My husband really likes the boxed macaroni and cheese. A lot. And I think it's gross. But he's not a big fan of homemade macaroni and cheese. It's a source of tension in our house.
Ok, it's really not. We just end up eating both on occasion to make the other one happy. So I'm constantly trying to find a homemade macaroni and cheese recipe that he actually enjoys and not just tolerates.
And guess what? He liked this one. He actually said those words. And so did I. It was creamy, cheesy, easy, goodness. Perfect.
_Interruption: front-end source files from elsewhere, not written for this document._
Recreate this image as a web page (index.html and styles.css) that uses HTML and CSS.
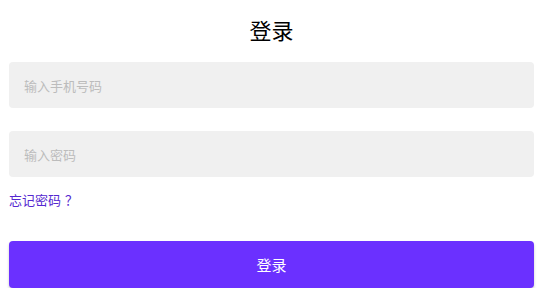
FILE: index.html
```html
<!DOCTYPE html>
<html lang="zh">
<head>
<meta charset="utf-8">
<link rel="stylesheet" href="styles.css">
</head>
<body>
<div class="page">
  <h1 class="title">登录</h1>
  <div class="field"><input class="input" type="text" placeholder="输入手机号码"></div>
  <div class="field"><input class="input" type="password" placeholder="输入密码"></div>
  <a class="forgot" href="#">忘记密码<span class="qmark">？</span></a>
  <button class="submit" type="button">登录</button>
</div>
</body>
</html>
```
FILE: styles.css
```css
html, body {
  margin: 0;
  padding: 0;
  background: #ffffff;
}
body {
  font-family: "Noto Sans CJK SC", "Noto Sans", sans-serif;
}
.page {
  display: flex;
  flex-direction: column;
  padding: 0 7px 0 9px;
}
.title {
  margin: 0;
  height: 58px;
  line-height: 58px;
  text-align: center;
  font-size: 22px;
  font-weight: 400;
  color: #000;
}
.field {
  margin-top: 4px;
}
.field + .field {
  margin-top: 23px;
}
.input {
  box-sizing: border-box;
  width: 100%;
  height: 46px;
  border: none;
  border-radius: 4px;
  background: #f0f0f0;
  padding: 0 15px;
  font-family: inherit;
  font-size: 13px;
  color: #333;
  outline: none;
}
.input::placeholder {
  color: #bcbcbc;
}
.forgot {
  align-self: flex-start;
  margin-top: 13px;
  font-size: 13px;
  line-height: 20px;
  color: #5528d0;
  text-decoration: none;
}
.qmark {
  padding-left: 4px;
}
.submit {
  margin-top: 31px;
  height: 47px;
  border: none;
  border-radius: 4px;
  background: #6b30ff;
  color: #fff;
  font-family: inherit;
  font-size: 15px;
  box-shadow: 0 2px 3px rgba(0, 0, 0, 0.2);
}
```
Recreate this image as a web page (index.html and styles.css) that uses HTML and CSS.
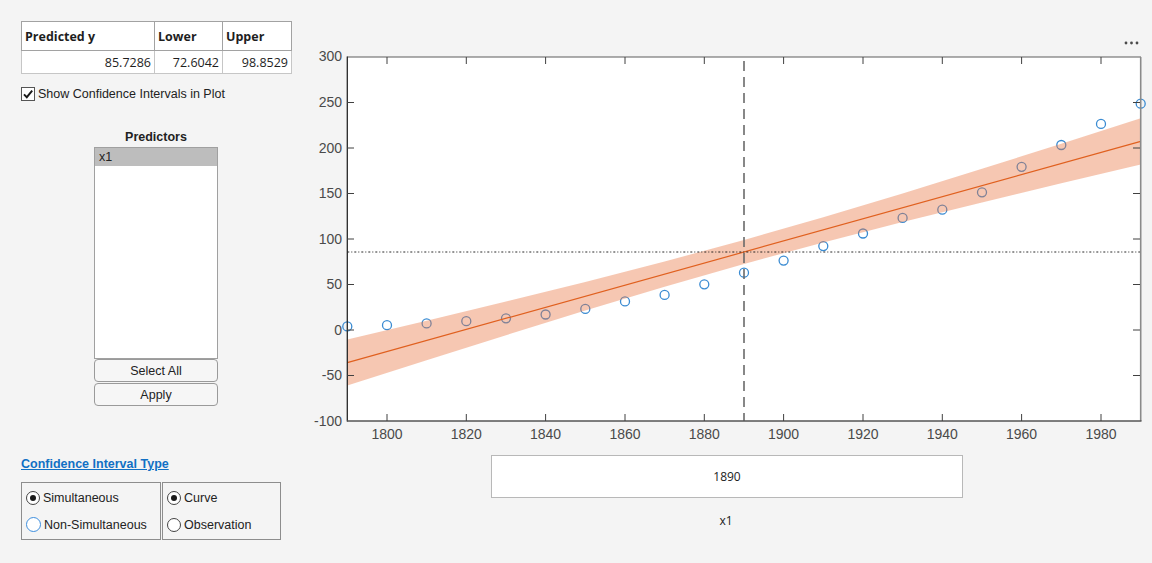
FILE: index.html
```html
<!DOCTYPE html>
<html>
<head>
  <title>Prediction Slice Plot</title>
  <link rel="stylesheet" href="styles.css">
</head>
<body>
<div class="app">

  <div class="side">
    <table class="pred-table">
      <tr><th class="c1">Predicted y</th><th class="c2">Lower</th><th class="c3">Upper</th></tr>
      <tr><td>85.7286</td><td>72.6042</td><td>98.8529</td></tr>
    </table>

    <div class="check-row">
      <span class="check">
        <svg width="12" height="12" viewBox="0 0 12 12"><path d="M2 6.3 L4.8 9.2 L10.2 2.6" fill="none" stroke="#1a1a1a" stroke-width="1.9"/></svg>
      </span>
      <span>Show Confidence Intervals in Plot</span>
    </div>

    <div class="predictors">
      <div class="pred-title">Predictors</div>
      <div class="listbox">
        <div class="list-item selected">x1</div>
      </div>
      <button class="btn">Select All</button>
      <button class="btn">Apply</button>
    </div>

    <div class="ci-title">Confidence Interval Type</div>
    <div class="ci-groups">
      <div class="ci-box left">
        <div class="radio-row"><span class="radio on"></span>Simultaneous</div>
        <div class="radio-row"><span class="radio focus"></span>Non-Simultaneous</div>
      </div>
      <div class="ci-box right">
        <div class="radio-row"><span class="radio on"></span>Curve</div>
        <div class="radio-row"><span class="radio"></span>Observation</div>
      </div>
    </div>
  </div>

  <div class="main">
    <svg class="plot" width="852" height="420" viewBox="300 30 852 420">
      <!-- axes background -->
      <rect x="347.3" y="57" width="793.4" height="364" fill="#fff"/>

      <!-- data -->
      <g fill="none" stroke="#3a8bd2" stroke-width="1.3">
        <circle cx="347.3" cy="326.4" r="4.5"/>
        <circle cx="387.0" cy="325.2" r="4.5"/>
        <circle cx="426.6" cy="323.4" r="4.5"/>
        <circle cx="466.3" cy="321.2" r="4.5"/>
        <circle cx="506.0" cy="318.3" r="4.5"/>
        <circle cx="545.6" cy="314.5" r="4.5"/>
        <circle cx="585.3" cy="308.9" r="4.5"/>
        <circle cx="625.0" cy="301.4" r="4.5"/>
        <circle cx="664.6" cy="294.9" r="4.5"/>
        <circle cx="704.3" cy="284.3" r="4.5"/>
        <circle cx="744.0" cy="272.7" r="4.5"/>
        <circle cx="783.6" cy="260.6" r="4.5"/>
        <circle cx="823.3" cy="246.1" r="4.5"/>
        <circle cx="863.0" cy="233.5" r="4.5"/>
        <circle cx="902.6" cy="217.9" r="4.5"/>
        <circle cx="942.3" cy="209.7" r="4.5"/>
        <circle cx="982.0" cy="192.3" r="4.5"/>
        <circle cx="1021.6" cy="166.8" r="4.5"/>
        <circle cx="1061.3" cy="145.0" r="4.5"/>
        <circle cx="1101.0" cy="123.9" r="4.5"/>
        <circle cx="1140.7" cy="103.7" r="4.5"/>
      </g>

      <!-- confidence band -->
      <polygon fill="#e8743f" fill-opacity="0.4"
        points="347.3,339.5 426.6,320.7 506.0,301.5 585.3,281.9 664.6,261.5 744.0,240.0 823.3,217.3 902.6,193.4 982.0,168.8 1061.3,143.7 1140.7,118.3
                1140.7,164.4 1061.3,183.3 982.0,202.4 902.6,222.1 823.3,242.4 744.0,263.9 664.6,286.7 585.3,310.5 506.0,335.2 426.6,360.2 347.3,385.6"/>

      <!-- fit -->
      <line x1="347.3" y1="362.6" x2="1140.7" y2="141.4" stroke="#e0601f" stroke-width="1.2"/>

      <!-- reference lines -->
      <line x1="347.3" y1="252" x2="1140.7" y2="252" stroke="#111" stroke-width="0.9" stroke-dasharray="2 2 1 2"/>
      <line x1="744" y1="61" x2="744" y2="421" stroke="#6a6a6a" stroke-width="1.6" stroke-dasharray="10 6"/>

      <!-- frame -->
      <line x1="347.3" y1="57" x2="1141" y2="57" stroke="#5c5c5c" stroke-width="1"/>
      <line x1="1140.7" y1="57" x2="1140.7" y2="421" stroke="#8a8a8a" stroke-width="1.6"/>
      <line x1="347.3" y1="56.5" x2="347.3" y2="421.5" stroke="#262626" stroke-width="1.3"/>
      <line x1="347" y1="421" x2="1141.5" y2="421" stroke="#555" stroke-width="1.4"/>

      <g stroke="#404040" stroke-width="1">
        <path d="M387 421v-7M466.3 421v-7M545.6 421v-7M625 421v-7M704.3 421v-7M783.6 421v-7M863 421v-7M942.3 421v-7M1021.6 421v-7M1101 421v-7"/>
        <path d="M387 57v7M466.3 57v7M545.6 57v7M625 57v7M704.3 57v7M783.6 57v7M863 57v7M942.3 57v7M1021.6 57v7M1101 57v7"/>
        <path d="M347 102.5h7M347 148h7M347 193.5h7M347 239h7M347 284.5h7M347 330h7M347 375.5h7"/>
        <path d="M1140 102.5h-7M1140 148h-7M1140 193.5h-7M1140 239h-7M1140 284.5h-7M1140 330h-7M1140 375.5h-7"/>
      </g>

      <g class="tick-label y-label">
        <text x="342" y="61">300</text>
        <text x="342" y="107">250</text>
        <text x="342" y="152.5">200</text>
        <text x="342" y="198">150</text>
        <text x="342" y="243.5">100</text>
        <text x="342" y="289">50</text>
        <text x="342" y="334.5">0</text>
        <text x="342" y="380">-50</text>
        <text x="342" y="426">-100</text>
      </g>
      <g class="tick-label x-label">
        <text x="387" y="439">1800</text>
        <text x="466.3" y="439">1820</text>
        <text x="545.6" y="439">1840</text>
        <text x="625" y="439">1860</text>
        <text x="704.3" y="439">1880</text>
        <text x="783.6" y="439">1900</text>
        <text x="863" y="439">1920</text>
        <text x="942.3" y="439">1940</text>
        <text x="1021.6" y="439">1960</text>
        <text x="1101" y="439">1980</text>
      </g>

      <!-- toolbar dots -->
      <g fill="#4a4a4a">
        <circle cx="1126" cy="43" r="1.4"/>
        <circle cx="1131.5" cy="43" r="1.4"/>
        <circle cx="1137" cy="43" r="1.4"/>
      </g>
    </svg>

    <div class="slider-box">1890</div>
    <div class="axis-name">x1</div>
  </div>

</div>
</body>
</html>
```

FILE: styles.css
```css
body {
  margin: 0;
  background-color: #f4f4f4;
  font-family: 'Liberation Sans', Arial, sans-serif;
  color: #222;
  font-size: 12.5px;
}

.app {
  display: flex;
  width: 1152px;
  height: 563px;
  overflow: hidden;
}

/* Left control panel */
.side {
  width: 279px;
  padding: 21px 0 0 21px;
}

.pred-table {
  border-collapse: collapse;
  background-color: #fff;
  font-family: 'Open Sans', 'Noto Sans', sans-serif;
  font-size: 12.5px;
  color: #1e1e1e;
  border: 1px solid #a2a2a2;
}
.pred-table th {
  text-align: left;
  font-weight: bold;
  height: 28px;
  padding: 0 3px;
  border: 1px solid #a2a2a2;
}
.pred-table td {
  text-align: right;
  height: 22px;
  padding: 0 3px;
  border: 1px solid #c6c6c6;
  border-top: none;
}
.pred-table .c1 { width: 126px; }
.pred-table .c2 { width: 61px; }
.pred-table .c3 { width: 62px; }

.check-row {
  display: flex;
  align-items: center;
  gap: 3px;
  margin-top: 12px;
  height: 16px;
}
.check {
  width: 12px;
  height: 12px;
  border: 1px solid #555;
  background-color: #fff;
  display: flex;
}

.predictors {
  width: 124px;
  margin-left: 73px;
  margin-top: 28px;
}
.pred-title {
  text-align: center;
  font-weight: bold;
  font-size: 12.5px;
  height: 17px;
}
.listbox {
  height: 210px;
  background-color: #fff;
  border: 1px solid #a0a0a0;
}
.list-item {
  height: 18px;
  line-height: 18px;
  padding-left: 4px;
  font-size: 12.5px;
}
.list-item.selected {
  background-color: #bdbdbd;
}
.btn {
  display: block;
  width: 124px;
  height: 23px;
  margin: 0 0 1px;
  background-color: #f6f6f6;
  border: 1px solid #9a9a9a;
  border-radius: 4px;
  font-family: 'Liberation Sans', Arial, sans-serif;
  font-size: 12.5px;
  color: #222;
  padding: 0;
}

.ci-title {
  margin-top: 51px;
  color: #1170c4;
  font-weight: bold;
  font-size: 12.5px;
  text-decoration: underline;
  height: 19px;
}
.ci-groups {
  display: flex;
  gap: 1px;
  margin-top: 6px;
}
.ci-box {
  height: 54px;
  border: 1px solid #8d8d8d;
  display: flex;
  flex-direction: column;
  justify-content: space-around;
  padding: 1px 4px;
}
.ci-box.left { width: 130px; }
.ci-box.right { width: 109px; }

.radio-row {
  display: flex;
  align-items: center;
  gap: 3px;
  height: 24px;
}
.radio {
  width: 12px;
  height: 12px;
  border: 1px solid #444;
  border-radius: 50%;
  background-color: #fff;
  display: flex;
  align-items: center;
  justify-content: center;
}
.radio.on::after {
  content: "";
  width: 6px;
  height: 6px;
  border-radius: 50%;
  background-color: #1a1a1a;
}
.radio.focus {
  border-color: #3d8ede;
  width: 13px;
  height: 13px;
}

/* Plot panel */
.main {
  flex: 1;
  display: flex;
  flex-direction: column;
  align-items: center;
}
.plot {
  display: block;
  margin-top: 30px;
}
.tick-label text {
  font-family: 'Liberation Sans', Arial, sans-serif;
  font-size: 14px;
  fill: #4a4a4a;
}
.y-label text { text-anchor: end; }
.x-label text { text-anchor: middle; }

.slider-box {
  margin-top: 5px;
  margin-left: 2px;
  width: 470px;
  height: 41px;
  line-height: 41px;
  background-color: #fff;
  border: 1px solid #b8b8b8;
  text-align: center;
  font-family: 'Open Sans', 'Noto Sans', sans-serif;
  font-size: 12px;
  color: #222;
}
.axis-name {
  margin-top: 14px;
  font-family: 'Open Sans', 'Noto Sans', sans-serif;
  font-size: 12px;
  color: #222;
}
```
Easy No-Bake Macaroni and Cheese
(adapted from Eating Well)
8 ounces (2 cups) elbow noodles
1 10-ounce package frozen chopped broccoli or 1 small head broccoli, chopped
1 3/4 cups milk, divided
3 tablespoons flour
1/4 teaspoon garlic powder
1/2 teaspoon salt
1/4 teaspoon ground pepper
1 cup sharp Cheddar cheese, shredded
1 teaspoon mustard
1) Bring a large pot of salted water to a boil. Cook pasta for 4 minutes. Add frozen broccoli and continue cooking, stirring occasionally, until the pasta and broccoli are just tender, 4 to 5 minutes more.
2) Meanwhile, heat 1 1/2 cups milk in another large pot over medium-high heat until just simmering.
3) Whisk the remaining 1/4 cup milk, flour, garlic powder, salt, pepper and nutmeg in a small bowl until combined. Add the flour mixture to the simmering milk; return to a simmer and cook, whisking constantly, until the mixture is thickened, 2 to 3 minutes.
4) Remove from the heat and whisk in Cheddar and mustard until the cheese is melted.
5) Drain the pasta and broccoli when tender, and add to the cheese sauce. Stir until combined. Enjoy!